God bless their innocence. Do they not realise the tale of Irish politicians on the make seems nearly as old as time itself?

That's really what the RTÉ probe reminded us of. Lots of things change - but the constancy of human nature will endure.

And how easily we forget.

It's not all that long ago when Charles J Haughey (inset below) was working the system, year after year after year, hustling for what one of the councillors on the 'RTÉ Investigates' programme so graphically described as "loads of money".

There was much suspicion back then that the Kinsealy mansion, the horses, the private island, the lavish wine cellar, the fine dining in posh restaurants and the Charvet shirts, were all paid for by ill-gotten gains. But it seemed he had to disport himself as a kind of regal Irish chieftain, whose taste for grandiose living should be paid for by a kind of grateful peasantry.

As the endgame came into play he insisted on a valedictory goodbye in the Dail, quoting Othello. He glibly assured us he "had done the State some service". In time he would get a State funeral - and the praise of a goodly number of his peers, who argued that although his hand may long have been in the till, he really wasn't such a bad guy after all.

But the real tragedy was how so many of his peers, seeing how easy it was for Haughey to slice off such a generous part of the action for himself, decided they would also use public office to swell their bank accounts. The subsequent roll call of disgrace is well-known. The excuses offered by those who chased the filthy lucre have been as imaginative as some of the sordid schemes which enriched them behind closed doors. Some, of course, were just lucky, having taken a punt on the horses.
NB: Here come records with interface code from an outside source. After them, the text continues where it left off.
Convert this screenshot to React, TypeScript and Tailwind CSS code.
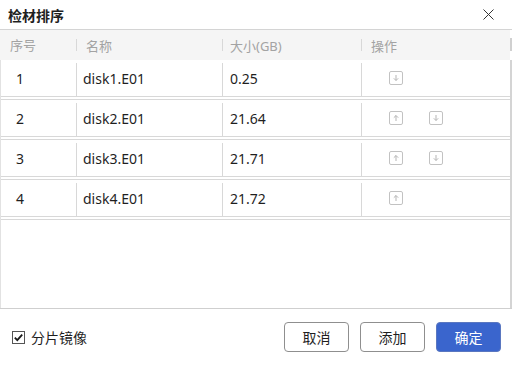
import React, { useState } from 'react';

type Disk = { id: number; name: string; size: string };

const disks: Disk[] = [
  { id: 1, name: 'disk1.E01', size: '0.25' },
  { id: 2, name: 'disk2.E01', size: '21.64' },
  { id: 3, name: 'disk3.E01', size: '21.71' },
  { id: 4, name: 'disk4.E01', size: '21.72' },
];

const ArrowBtn: React.FC<{ dir: 'up' | 'down' }> = ({ dir }) => (
  <button className="w-[14px] h-[14px] p-0 block">
    <svg width="14" height="14" viewBox="0 0 14 14">
      <rect x="0.5" y="0.5" width="13" height="13" rx="1.5" fill="#fff" stroke="#c2c2c2" />
      {dir === 'up' ? (
        <g stroke="#b5b5b5" strokeWidth="1" fill="none">
          <path d="M7 4.5 V10" />
          <path d="M4.8 6.7 L7 4.5 L9.2 6.7" />
        </g>
      ) : (
        <g stroke="#b5b5b5" strokeWidth="1" fill="none">
          <path d="M7 4 V9.5" />
          <path d="M4.8 7.3 L7 9.5 L9.2 7.3" />
        </g>
      )}
    </svg>
  </button>
);

const App: React.FC = () => {
  const [split, setSplit] = useState<boolean>(true);

  return (
    <div
      className="w-[512px] h-[365px] bg-white flex flex-col text-[#1f1f1f] overflow-hidden"
      style={{ fontFamily: '"Noto Sans", "Noto Sans CJK SC", sans-serif' }}
    >
      {/* Title */}
      <div className="h-[30px] shrink-0 flex items-center justify-between border-b border-[#d4d4d4] pl-[8px] pr-[18px]">
        <span className="text-[14px] font-bold leading-none" style={{ fontFamily: '"Noto Sans CJK SC", sans-serif' }}>
          检材排序
        </span>
        <svg width="11" height="11" viewBox="0 0 11 11">
          <path d="M0.5 0.5 L10.5 10.5 M10.5 0.5 L0.5 10.5" stroke="#333" strokeWidth="1" />
        </svg>
      </div>

      {/* Header */}
      <div className="h-[30px] shrink-0 flex items-center bg-[#f5f5f5] text-[13px] text-[#a3a3a3] mr-[2px] relative">
        <div className="w-[76px] pl-[10px] pt-[2px]">序号</div>
        <div className="w-[146px] border-l border-[#d8d8d8] h-[12px] flex items-center">
          <span className="pl-[9px] pt-[3px]">名称</span>
        </div>
        <div className="w-[139px] border-l border-[#d8d8d8] h-[12px] flex items-center">
          <span className="pl-[7px] pt-[3px]">大小(GB)</span>
        </div>
        <div className="flex-1 border-l border-[#d8d8d8] h-[12px] flex items-center">
          <span className="pl-[9px] pt-[3px]">操作</span>
        </div>
        <div className="absolute right-[-2px] top-[8px] w-[2px] h-[13px] bg-[#d0d0d0]" />
      </div>

      {/* Body */}
      <div className="h-[248px] shrink-0 flex flex-col border-r-2 border-l border-[#e2e2e2] border-r-[#d4d4d4]">
        {disks.map((d, i) => (
          <div
            key={d.id}
            className={`flex text-[14px] border-b border-[#d8d8d8] mb-[2px] ${i === 0 ? 'h-[37px]' : 'h-[38px] border-t'}`}
          >
            <div className="w-[75px] pl-[15px] flex items-center">{d.id}</div>
            <div className="w-[146px] mt-[3px] border-l border-[#d8d8d8] pl-[6px] flex items-center pb-[3px]">{d.name}</div>
            <div className="w-[139px] mt-[3px] border-l border-[#d8d8d8] pl-[7px] flex items-center pb-[3px]">{d.size}</div>
            <div className="flex-1 mt-[3px] border-l border-[#d8d8d8] pl-[27px] flex items-center gap-[26px] pb-[3px]">
              {i > 0 && <ArrowBtn dir="up" />}
              {i < disks.length - 1 && <ArrowBtn dir="down" />}
            </div>
          </div>
        ))}
        <div className="flex-1 border-t border-[#d8d8d8]" />
      </div>

      {/* Footer */}
      <div className="flex-1 border-t border-[#cfcfcf] flex items-center justify-between pl-[12px] pr-[11px]">
        <label className="flex items-center gap-[6px] text-[14px] cursor-pointer" onClick={() => setSplit(!split)}>
          <svg width="13" height="13" viewBox="0 0 13 13">
            <rect x="0.5" y="0.5" width="12" height="12" fill="#fff" stroke="#555" />
            {split && <path d="M2.8 6.6 L5.3 9.2 L10.2 3.6" stroke="#1a1a1a" strokeWidth="1.8" fill="none" />}
          </svg>
          <span style={{ fontFamily: '"Noto Sans CJK SC", sans-serif' }}>分片镜像</span>
        </label>
        <div className="flex gap-[11px] text-[14px]" style={{ fontFamily: '"Noto Sans CJK SC", sans-serif' }}>
          <button className="w-[65px] h-[30px] rounded-[4px] border border-[#8f8f8f] bg-white text-[#1f1f1f]">取消</button>
          <button className="w-[65px] h-[30px] rounded-[4px] border border-[#8f8f8f] bg-white text-[#1f1f1f]">添加</button>
          <button className="w-[65px] h-[30px] rounded-[4px] border border-[#5a77c0] bg-[#3a65cd] text-white">确定</button>
        </div>
      </div>
    </div>
  );
};

export default App;
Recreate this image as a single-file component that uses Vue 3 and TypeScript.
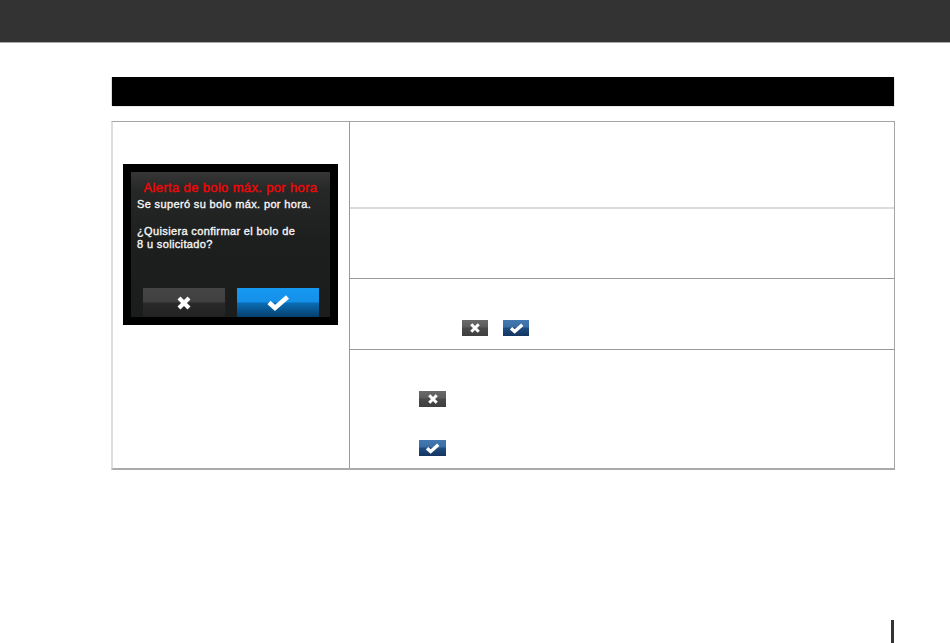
<script setup lang="ts">
const rows: { h: string; kind: string }[] = [
  { h: 'r1', kind: 'none' },
  { h: 'r2', kind: 'none' },
  { h: 'r3', kind: 'inline' },
  { h: 'r4', kind: 'stack' },
]
</script>

<template>
  <div class="page">
    <header class="top"></header>
    <div class="title"></div>
    <div class="table">
      <div class="left">
        <div class="device">
          <div class="screen">
            <div class="alert">Alerta de bolo máx. por hora</div>
            <p class="msg">Se superó su bolo máx. por hora.</p>
            <p class="msg gap">¿Quisiera confirmar el bolo de<br />8 u solicitado?</p>
            <div class="actions">
              <div class="big gray">
                <svg width="16" height="16" viewBox="0 0 16 16"><path d="M3 3l10 10M13 3L3 13" stroke="#fff" stroke-width="4.2" fill="none" /></svg>
              </div>
              <div class="big blue">
                <svg width="24" height="18" viewBox="0 0 24 18"><path d="M3 8.5l6 5.5L21.5 3" stroke="#fff" stroke-width="4.6" fill="none" /></svg>
              </div>
            </div>
          </div>
        </div>
      </div>
      <div class="right">
        <div v-for="r in rows" :key="r.h" class="row" :class="r.h">
          <div v-if="r.kind === 'inline'" class="inline">
            <span class="mini gray">
              <svg width="12" height="12" viewBox="0 0 16 16"><path d="M3 3l10 10M13 3L3 13" stroke="#fff" stroke-width="4" fill="none" /></svg>
            </span>
            <span class="mini blue">
              <svg width="15" height="11" viewBox="0 0 24 18"><path d="M3 8.5l6 5.5L21.5 3" stroke="#fff" stroke-width="5.5" fill="none" /></svg>
            </span>
          </div>
          <div v-else-if="r.kind === 'stack'" class="stack">
            <span class="mini gray">
              <svg width="12" height="12" viewBox="0 0 16 16"><path d="M3 3l10 10M13 3L3 13" stroke="#fff" stroke-width="4" fill="none" /></svg>
            </span>
            <span class="mini blue">
              <svg width="15" height="11" viewBox="0 0 24 18"><path d="M3 8.5l6 5.5L21.5 3" stroke="#fff" stroke-width="5.5" fill="none" /></svg>
            </span>
          </div>
        </div>
      </div>
    </div>
    <div class="tick"></div>
  </div>
</template>

<style>
html, body { margin: 0; background: #fff; overflow: hidden; }
</style>

<style scoped>
.page { width: 950px; height: 643px; display: flex; flex-direction: column; font-family: "Liberation Sans", Arial, sans-serif; overflow: hidden; }
.top { height: 42px; background: #333; border-bottom: 1px solid #a8a8a8; flex: none; }
.title { height: 29px; margin: 34px 56px 0 112px; background: #000; box-shadow: -1px 0 0 #ddd, 1px 1px 0 #e8e8e8; flex: none; }
.table { margin: 15px 55px 0 111px; height: 349px; box-sizing: border-box; display: flex; border: 1px solid #a5a5a5; border-left: 2px solid #ddd; border-bottom: 2px solid #aaa; flex: none; }
.left { width: 237px; box-sizing: border-box; border-right: 1px solid #999; flex: none; padding: 42px 0 0 10px; }
.device { width: 199px; height: 145px; background: #000; padding: 8px; }
.screen { height: 145px; background: linear-gradient(#363636 0, #262727 18px, #1d1f1f 70px, #1b1d1c 100%); display: flex; flex-direction: column; color: #f6f6f6; font-size: 11px; letter-spacing: 0.36px; line-height: 13px; -webkit-text-stroke: 0.35px currentColor; }
.alert { color: #f00808; font-size: 13px; letter-spacing: 0.35px; text-align: center; margin-top: 9px; line-height: 14px; -webkit-text-stroke: 0.4px currentColor; }
.msg { margin: 3px 0 0 6px; }
.gap { margin-top: 14px; }
.actions { margin-top: auto; display: flex; justify-content: space-between; padding: 0 11px 0 12px; }
.big { width: 82px; height: 29px; display: flex; align-items: center; justify-content: center; }
.big.gray { background: linear-gradient(#454545 0, #404040 14px, #2a2a2a 15px, #222 100%); }
.big.blue { background: linear-gradient(#1699f2 0, #1590e8 14px, #0b6db5 15px, #053f6e 100%); }
.right { flex: 1; display: flex; flex-direction: column; }
.row { box-sizing: border-box; border-bottom: 1px solid #b5b5b5; position: relative; }
.r1 { height: 87px; border-bottom: 2px solid #dcdcdc; }
.r2 { height: 70px; border-bottom-color: #999; }
.r3 { height: 71px; border-bottom-color: #999; }
.r4 { flex: 1; border-bottom: none; }
.inline { display: flex; gap: 15px; padding: 41px 0 0 112px; }
.stack { display: flex; flex-direction: column; gap: 33px; align-items: flex-start; padding: 41px 0 0 69px; }
.mini { width: 26px; height: 16px; display: flex; align-items: center; justify-content: center; }
.stack .mini { width: 27px; }
.mini.gray { background: linear-gradient(#6a6a6a 0, #5c5c5c 7px, #4a4a4a 8px, #3e3e3e 100%); }
.mini.blue { background: linear-gradient(#4379b0 0, #3b6ea5 7px, #1e4c82 8px, #15355f 100%); }
.tick { width: 3px; height: 23px; background: #333; margin: 150px 0 0 891px; flex: none; }
</style>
And what about those days, when Dublin city councillors would be handed the proverbial brown envelope stacked with cash in well-known hostelries. All they had to do was vote in favour of some risqué rezoning or planning proposition. In time, because so many politicians were caught lining their pockets, we got into a bit of a tizzy about the whole thing, and in fairness some sound anti-corruption legislation was introduced.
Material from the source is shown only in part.